_The task_: Copy out each line that has "page" in it.

_Records supplied_:

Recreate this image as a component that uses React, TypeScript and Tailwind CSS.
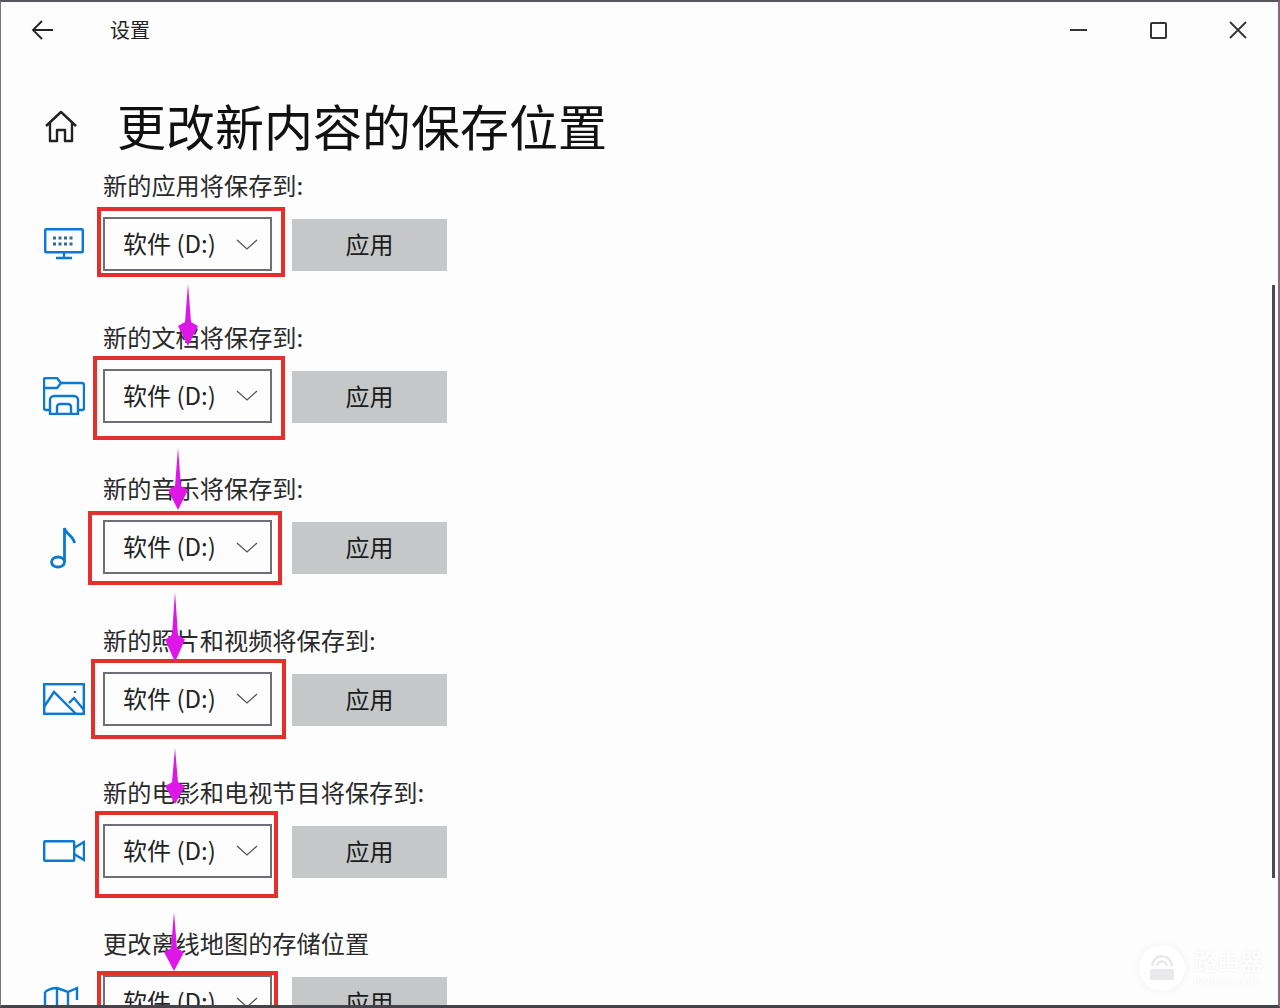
import type { ReactNode } from "react";

function DesktopIcon() {
  return (
    <svg width="40" height="32" viewBox="0 0 40 32" fill="none" stroke="#0a78d4" strokeWidth="2.4">
      <rect x="1.200" y="1.200" width="37.600" height="23" rx="1" />
      <path d="M20 24v5M12 30h16" />
      <path d="M9 10h22M9 16h22" strokeWidth="3" strokeDasharray="3 2.500" stroke="#2f6b9c" />
    </svg>
  );
}

function FolderIcon() {
  return (
    <svg width="42" height="38" viewBox="0 0 42 38" fill="none" stroke="#0a78d4" strokeWidth="2.400">
      <path d="M6 33H3a2 2 0 0 1-2-2V3a2 2 0 0 1 2-2h11l4 5h21a2 2 0 0 1 2 2v23a2 2 0 0 1-2 2h-3" />
      <path d="M1 11h13l4-5" />
      <path d="M7 37V23a4 4 0 0 1 4-4h20a4 4 0 0 1 4 4v14z" />
      <path d="M14 37v-7a3 3 0 0 1 3-3h8a3 3 0 0 1 3 3v7" />
    </svg>
  );
}

function MusicIcon() {
  return (
    <svg width="42" height="44" viewBox="0 0 42 44" fill="none" stroke="#0a78d4" strokeWidth="2.800">
      <ellipse cx="15" cy="37" rx="6.500" ry="5" />
      <path d="M21.500 37V3c1 6 9 8 10 15" />
    </svg>
  );
}

function PhotoIcon() {
  return (
    <svg width="42" height="32" viewBox="0 0 42 32" fill="none" stroke="#0a78d4" strokeWidth="2.400">
      <rect x="1.200" y="1.200" width="39.600" height="29.600" />
      <path d="M1 24 11 9l22 22M26 20l5-5 10 12" />
      <circle cx="32" cy="9" r="1.300" fill="#3d6f99" stroke="none" />
    </svg>
  );
}

function VideoIcon() {
  return (
    <svg width="42" height="22" viewBox="0 0 42 22" fill="none" stroke="#0a78d4" strokeWidth="2.400">
      <rect x="1.200" y="1.200" width="30" height="19.600" rx="1" />
      <path d="m31 8 10-6v18L31 14" />
    </svg>
  );
}

function MapIcon() {
  return (
    <svg width="42" height="32" viewBox="0 0 42 32" fill="none" stroke="#0a78d4" strokeWidth="2.400">
      <path d="M2 6c4-3 8-4 12-4l11 4 9-4v12M2 6v26M14 2v26M25 6v26M36 20v3" />
    </svg>
  );
}

function Chevron() {
  return (
    <svg width="22" height="11" viewBox="0 0 22 11" fill="none" stroke="#555" strokeWidth="1.300">
      <path d="m1 1 10 9 10-9" />
    </svg>
  );
}

function StorageRow({ label, icon }: { label: string; icon: ReactNode }) {
  return (
    <section className="h-[151.67px] shrink-0">
      <p className="pl-[102px] text-[24.2px] leading-[30px] text-[#2a2a2a]">{label}</p>
      <div className="mt-[17px] flex items-end">
        <div className="flex h-[54px] w-[102px] items-center justify-center pl-[24px]">{icon}</div>
        <div className="flex h-[54px] w-[169px] items-center justify-between border-2 border-[#6f6e76] pl-[18px] pr-[12px] text-[24px] text-[#222]">
          <span className="pb-[2px]">软件 (D:)</span>
          <Chevron />
        </div>
        <button className="ml-[20px] h-[52px] w-[155px] bg-[#c6c7c9] pb-[2px] text-[24px] text-[#1c1c1c]">应用</button>
      </div>
    </section>
  );
}

function RedBox({ className }: { className: string }) {
  return <div className={`absolute border-[4px] border-[#e3302b] ${className}`} />;
}

// Magenta annotation arrow, long thin shaft with a diamond head
function Arrow({ className }: { className: string }) {
  return (
    <svg className={`absolute ${className}`} width="24" height="62" viewBox="0 0 24 62" preserveAspectRatio="none">
      <path d="M12 0 15 38 22 42 12 62 2 42 9 38z" fill="#de16e8" />
    </svg>
  );
}

export default function App() {
  return (
    <div className="relative h-[1008px] w-[1280px] overflow-hidden border-t-2 border-r-2 border-b-[3px] border-l border-t-[#55555a] border-r-[#7b6d7a] border-b-[#44444a] border-l-[#77777d] bg-[#fdfdfe] font-['Noto_Sans_CJK_SC',sans-serif]">
      <header className="flex h-[56px] items-center justify-between">
        <div className="flex items-center">
          <svg className="ml-[30px]" width="24" height="20" viewBox="0 0 24 20" fill="none" stroke="#222" strokeWidth="1.800">
            <path d="M22 10H2M11 1l-9 9 9 9" />
          </svg>
          <span className="ml-[55px] text-[20px] text-[#222]">设置</span>
        </div>
        <div className="flex items-center">
          <div className="flex w-[80px] justify-center">
            <div className="h-[2px] w-[17px] bg-[#333]" />
          </div>
          <div className="flex w-[80px] justify-center">
            <div className="h-[17px] w-[17px] rounded-[2px] border-2 border-[#333]" />
          </div>
          <div className="flex w-[80px] justify-center">
            <svg width="18" height="18" viewBox="0 0 18 18" stroke="#333" strokeWidth="1.800">
              <path d="m1 1 16 16M17 1 1 17" />
            </svg>
          </div>
        </div>
      </header>

      <div className="mt-[37px] flex h-[64px] items-center">
        <svg className="ml-[43px]" width="34" height="34" viewBox="0 0 34 34" fill="none" stroke="#222" strokeWidth="2.400">
          <path d="M2 16 17 2l15 14M6 13v18h7V20h8v11h7V13" strokeLinejoin="round" />
        </svg>
        <h1 className="mb-[4px] ml-[39px] text-[49px] leading-[64px] font-normal text-[#111]">更改新内容的保存位置</h1>
      </div>

      <main className="mt-[11px] flex flex-col">
        <StorageRow label="新的应用将保存到:" icon={<DesktopIcon />} />
        <StorageRow label="新的文档将保存到:" icon={<FolderIcon />} />
        <StorageRow label="新的音乐将保存到:" icon={<MusicIcon />} />
        <StorageRow label="新的照片和视频将保存到:" icon={<PhotoIcon />} />
        <StorageRow label="新的电影和电视节目将保存到:" icon={<VideoIcon />} />
        <StorageRow label="更改离线地图的存储位置" icon={<MapIcon />} />
      </main>

      {/* scrollbar thumb */}
      <div className="absolute top-[283px] right-[3px] h-[593px] w-[3px] bg-[#4d4763]" />

      {/* red annotation boxes */}
      <RedBox className="top-[205px] left-[96px] h-[70px] w-[188px]" />
      <RedBox className="top-[354px] left-[92px] h-[84px] w-[192px]" />
      <RedBox className="top-[509px] left-[87px] h-[74px] w-[194px]" />
      <RedBox className="top-[657px] left-[90px] h-[80px] w-[195px]" />
      <RedBox className="top-[809px] left-[94px] h-[87px] w-[183px]" />
      <RedBox className="top-[969px] left-[96px] h-[60px] w-[181px]" />

      {/* magenta arrows */}
      <Arrow className="top-[282px] left-[175px]" />
      <Arrow className="top-[446px] left-[165px]" />
      <Arrow className="top-[590px] left-[162px] h-[70px]" />
      <Arrow className="top-[746px] left-[162px] h-[56px]" />
      <Arrow className="top-[910px] left-[161px] h-[59px]" />

      {/* watermark */}
      <div className="absolute top-[943px] left-[1138px] flex items-center">
        <div className="flex h-[46px] w-[46px] items-center justify-center rounded-full bg-white shadow-[0_0_8px_rgba(0,0,0,0.05)]">
          <svg width="28" height="28" viewBox="0 0 28 28" fill="#e9e9ec">
            <rect x="2" y="15" width="24" height="11" rx="2" />
            <path d="M14 1a11 11 0 0 1 11 11h-2.500A8.500 8.500 0 0 0 14 3.500 8.500 8.500 0 0 0 5.500 12H3A11 11 0 0 1 14 1zm0 5a6 6 0 0 1 6 6h-2.500a3.500 3.500 0 0 0-7 0H8a6 6 0 0 1 6-6z" />
          </svg>
        </div>
        <div className="ml-[9px] flex flex-col gap-[2px] text-white [text-shadow:0_0_3px_rgba(0,0,0,0.07)]">
          <span className="text-[23px] leading-[25px]">路由器</span>
          <span className="font-['Liberation_Sans',sans-serif] text-[12.500px] leading-[13px]">luyouqi.com</span>
        </div>
      </div>
    </div>
  );
}
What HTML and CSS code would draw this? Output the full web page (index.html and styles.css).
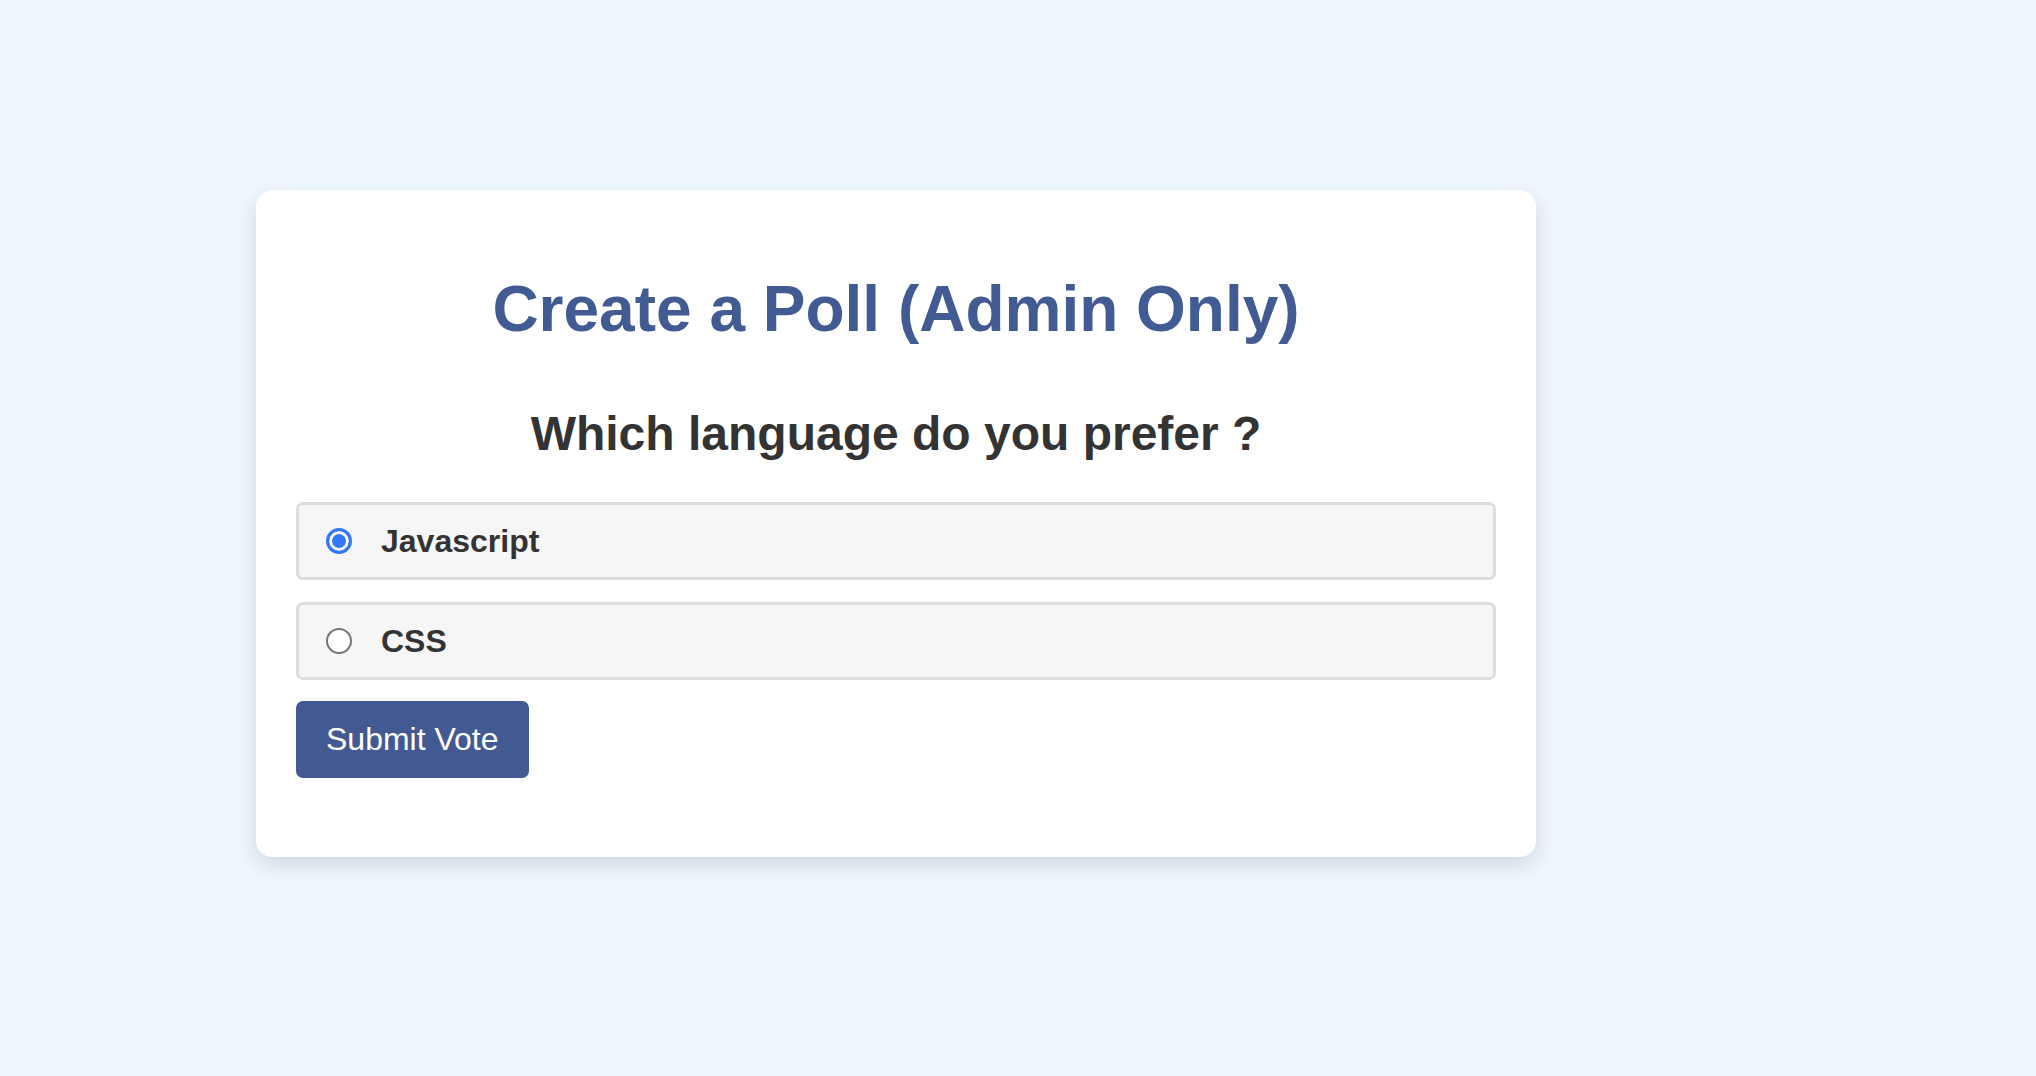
FILE: index.html
```html
<!DOCTYPE html>
<html lang="en">
<head>
<meta charset="utf-8">
<title>Create a Poll</title>
<link rel="stylesheet" href="styles.css">
</head>
<body>
<div class="page">
  <div class="card">
    <h1 class="title">Create a Poll (Admin Only)</h1>
    <h2 class="question">Which language do you prefer ?</h2>
    <form class="poll-form">
      <label class="option">
        <input type="radio" name="lang" class="radio" checked>
        <span class="option-text">Javascript</span>
      </label>
      <label class="option option-last">
        <input type="radio" name="lang" class="radio">
        <span class="option-text">CSS</span>
      </label>
      <button type="button" class="submit">Submit Vote</button>
    </form>
  </div>
</div>
</body>
</html>
```
FILE: styles.css
```css
html, body {
  margin: 0;
  padding: 0;
}
body {
  background: #eff6fd;
  font-family: "Liberation Sans", Arial, sans-serif;
  color: #333;
  min-height: 1076px;
}
.page {
  padding: 190px 0 0 256px;
}
.card {
  box-sizing: border-box;
  width: 1280px;
  background: #fff;
  border-radius: 16px;
  padding: 40px;
  box-shadow: 0 8px 20px rgba(30, 45, 70, 0.15);
}
.title {
  margin: 42px 0 0;
  font-size: 64px;
  line-height: 74px;
  font-weight: 700;
  color: #425b93;
  text-align: center;
}
.question {
  margin: 60px 0 0;
  font-size: 48px;
  line-height: 55px;
  font-weight: 700;
  color: #333;
  text-align: center;
}
.poll-form {
  display: flex;
  flex-direction: column;
  align-items: flex-start;
  margin: 41px 0 39px;
}
.option {
  box-sizing: border-box;
  width: 100%;
  height: 78px;
  display: flex;
  align-items: center;
  padding: 0 27px;
  background: #f6f6f6;
  border: 3px solid #dddddd;
  border-radius: 7px;
  margin-bottom: 22px;
}
.option-last {
  margin-bottom: 21px;
}
.radio {
  -webkit-appearance: none;
  appearance: none;
  box-sizing: border-box;
  width: 26px;
  height: 26px;
  margin: 0 29px 0 0;
  border-radius: 50%;
  border: 2px solid #767676;
  background: #fff;
  flex: none;
}
.radio:checked {
  border: 3px solid #3478f6;
  background: #3478f6;
  box-shadow: inset 0 0 0 3px #fff;
}
.option-text {
  font-size: 32px;
  line-height: 37px;
  font-weight: 700;
  color: #333;
}
.submit {
  font-family: "Liberation Sans", Arial, sans-serif;
  font-size: 32px;
  line-height: 37px;
  color: #fff;
  background: #425a91;
  border: none;
  border-radius: 7px;
  padding: 20px 30px;
  height: 77px;
  margin: 0;
}
```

_Reply_:
What HTML and CSS code would draw this? Output the full web page (index.html and styles.css).
<div class="page">
.page {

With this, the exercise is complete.